Fridge and Gramps players could not make the game.


Hi, I’m Wouldzee the owl and I have some important tips about exploring junkyards. First, if you find an old robot chances are leaving it turned off is the wise thing to do, I mean, it’s not likely you’re going to turn on a rampaging death-bot or anything, but rather you are going to be terribly disappointed when he tells you he can mix up a dry martini and then fails to deliver. Second, if somebody tells you they see “glowing things” moving around in the junkyard you should probably run away, because chance are they will be giant, radioactive dogs that breath clouds of radiation and get you all irradiated and cause some of the hair to fall off your head and maybe even lose some of the quills from your butt.

Anyhoo, we were talking to Jesmond the groundhog and he told us he’d seen some glowy things moving around the forest maybe an hour away and I think maybe one of my great, great grandparents was a magpie or something because I’m usually interested in stuff that is bright and shiny, but on the other talon I was thinking, “Wouldzee, maybe those glowy things will blow up if you light them on fire,” so we had Jesmond lead us back to the place. We couldn’t see anything through the woods, but we found a chain-link fence and we climbed or flew over it and stumbled around for a while and we found these barrels of goop, but it didn’t burn and I fell in an old car and John eventually tripped over this robot and then he turned it on and it was speaking Canadian at first, but it eventually learned our language and it told us that its name was Buddy and it could make drinks and John ordered a martini, but Buddy told us that it needed ingredients and we were all disappointed that we couldn’t get liquored-up and then it started telling jokes and he may as well have been talking Canadian because they were s-o-o-o not funny and then he told us this lame joke about a dog and suddenly there was a dog behind us and then a bunch more circled us and then they attacked.

The dogs were really mean and they breathed radiation and I thought I was going to die so I flew up into the air and started blasting them with my Mauser and I was watching John get all these terrible burns and his hair was falling out and now he’s got this mole on his cheek that I don’t like the look of. We really sucked at fighting, but finally we killed most of them and the one ran away and everybody was feeling like throwing up, which as I’ve said before is not that big of a deal for me, and we only had one dose of Rad-Away and we gave it to John because he totally looked like he might die any minute. We found the den those dogs lived in and it smelled pretty awful, but we went down into it and found a dead guy (like totally dead and not like Fridge who wasn’t totally dead for a while at least) and a shopping cart with some bricks and a telepathic parrot and some power armor that Sally totally claimed and some other stuff too.
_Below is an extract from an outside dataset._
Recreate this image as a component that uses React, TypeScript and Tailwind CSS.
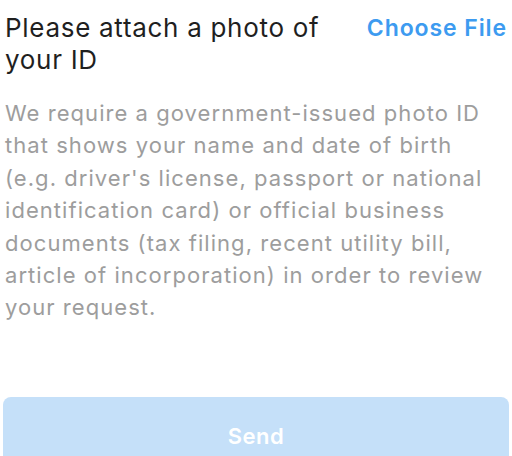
export default function App() {
  return (
    <div className="h-[456px] w-[512px] overflow-hidden bg-white font-['Inter',sans-serif]">
      <div className="flex items-start justify-between pl-[5px] pr-[5px] pt-[12px]">
        <h1 className="w-[340px] text-[26px] leading-[32px] font-normal tracking-[0.7px] text-[#1f1f1f]">
          Please attach a photo of your ID
        </h1>
        <button className="text-[23px] leading-[32px] font-semibold tracking-[0.9px] text-[#3d9bf0]">
          Choose File
        </button>
      </div>

      <p className="mt-[21px] w-[495px] pl-[5px] text-[22px] leading-[32.4px] tracking-[1.05px] text-[#9d9d9d]">
        We require a government-issued photo ID that shows your name and date of birth (e.g.
        driver's license, passport or national identification card) or official business
        documents (tax filing, recent utility bill, article of incorporation) in order to review
        your request.
      </p>

      <div className="mt-[73px] px-[3px]">
        <button
          disabled
          className="h-[90px] w-full rounded-[8px] bg-[#c5e0f9] pb-[30px] pt-[20px] text-[22px] font-semibold tracking-[0.5px] text-white"
        >
          Send
        </button>
      </div>
    </div>
  );
}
Anyhoo, we were all really tired and stuff and knew we’d probably have our asses handed to us if we tried to break into the Forge and free the Dandelion lady and other folks who the Knights of Genetic Purity had captured so we finally decided to call Bear Trap and make a deal to trade him those motorcycles for some Jet and Rad-Away and ammo for our guns and we came up with some elaborate plan to meet them and stuff and I figured this was game over for us, but Bear Trap did an honest trade, only John’s telepathic parrot overheard him tell his boys to track us so he really turned out to be kind of a douche after all. We’d planned to go back to the bunker to see our friends before heading to the Forge, but that is totally not going to happen know that we know we’re being tracked, so we’re going to head straight to the Forge and hopefully the pig men and the knights can use each other for target practice while we sneak in and rescue our friends.